After months of upheaval in leadership, the Prince George’s County school system has a new chief executive taking the reins on a temporary basis.
Alvin L. Crawley, a veteran educator who has spent much of his 32-year career in Arlington County, becomes interim superintendent Tuesday.
The school board chose Crawley last month to lead Maryland’s second-largest school system after William R. Hite Jr. announced plans to resign as superintendent to become the Philadelphia schools chief.
“We know he has a hard road ahead of him for the next 10 months,” board Chairwoman Verjeana M. Jacobs (District 5) told parents, teachers and principals at a forum in Hyattsville last week. The board is finding a long-term replacement for Hite.
Crawley has been tasked with addressing the operations of the 123,000-student system, including human resources, supporting services, information systems and finance, according to his contract. The board also may ask him to review family engagement in education.
Crawley, 54, a resident of the District, will be paid $215,000 through the end of June. During that time, he is expected to make recommendations on improving operations.
Crawley, who has never served as a superintendent, emerged as the top choice after the school board whittled a list of 15 candidates to three.
Jacobs said A. Duane Arbogast, the acting deputy superintendent of academics, was the only internal candidate interviewed for the interim position. Arbogast will work alongside Crawley, board officials said.
“Prince George’s is a desirable district for me,” Crawley said. “I’ve had other offers to be a superintendent, but this felt like the right match for me.”
Crawley said that during the next year he will assess his candidacy for the permanent position.
Jacobs said Crawley’s familiarity with the Prince George’s school system and his experience, which includes top administrative positions in Boston and Chicago, impressed the board. She said that if Crawley is interested in the permanent position, he will have to apply and go through the search firm the board has hired.
“His experience really stood out for us,” Jacobs said. “He came across to us as ready.”
Several in the county education community, who spoke on the condition of anonymity because they did not want to alienate Crawley, said the interim superintendent is an unknown quantity in Prince George’s.
Crawley, who received a bachelor’s degree from Hampton University with a specialty in communication disorders and education, told a group of students and parents gathered recently during the forum at Northwestern High School that he was the first in his family to go to college.
“I was very fortunate my guidance counselor put me on a bus” to visit Hampton, he said. “Somebody did that for me. Our young people need that support, and they need it early. Kids need to set their feet on a college campus.”
After Hampton, Crawley received a master’s degree in speech and language pathology from Northeastern University, and a doctorate in education with a focus on instructional leadership and administration from the University of Massachusetts at Amherst.
A spokeswoman for the Chicago school system said Crawley was hired as an administrator in August 1991 and left the system in 1995.

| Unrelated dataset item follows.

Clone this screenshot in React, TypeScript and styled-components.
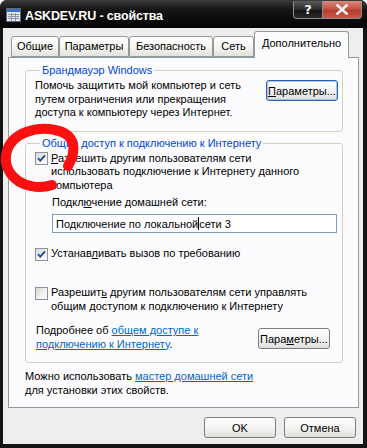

Crawley spent 16 years in Arlington as director of special education and then was assistant superintendent of student services. This year, he served six months as the deputy chief of programming in the office of special education of the D.C. public school system.
Crawley said he left Arlington because he wanted to focus more on achievement gaps and working with disabilities.
“I was interested in what was happening in the District . . . and as a District resident, I saw it as a way to give back,” he said. “I [went to the District] not knowing that the Prince George’s County opportunity would come up. It just seemed to come together, my wanting to make a larger difference and affecting student achievement and special education.”
Former Arlington superintendent Robert Smith said he has been encouraging Crawley for the past eight or nine years “to go for a superintendency because I thought he was ready for it.”
Smith, an associate professor of education at George Mason University, described Crawley as inspiring and charismatic, but “not an overly charismatic figure. It is a quiet charisma.”
Crawley is the father of a 16-year-old son and is a trumpet player. He seemed at ease talking to a small group of parents, students and faculty members at the forum, discussing retention and recruitment of quality staff, addressing the system’s fiscal challenges, continuing to improve student achievement and building relationships with the community.
Crawley said many have asked him what his vision is for the school system.
“My vision has not changed” since becoming an educator, he said. “It is that every student leave with the skills and knowledge to make their postsecondary choices real.”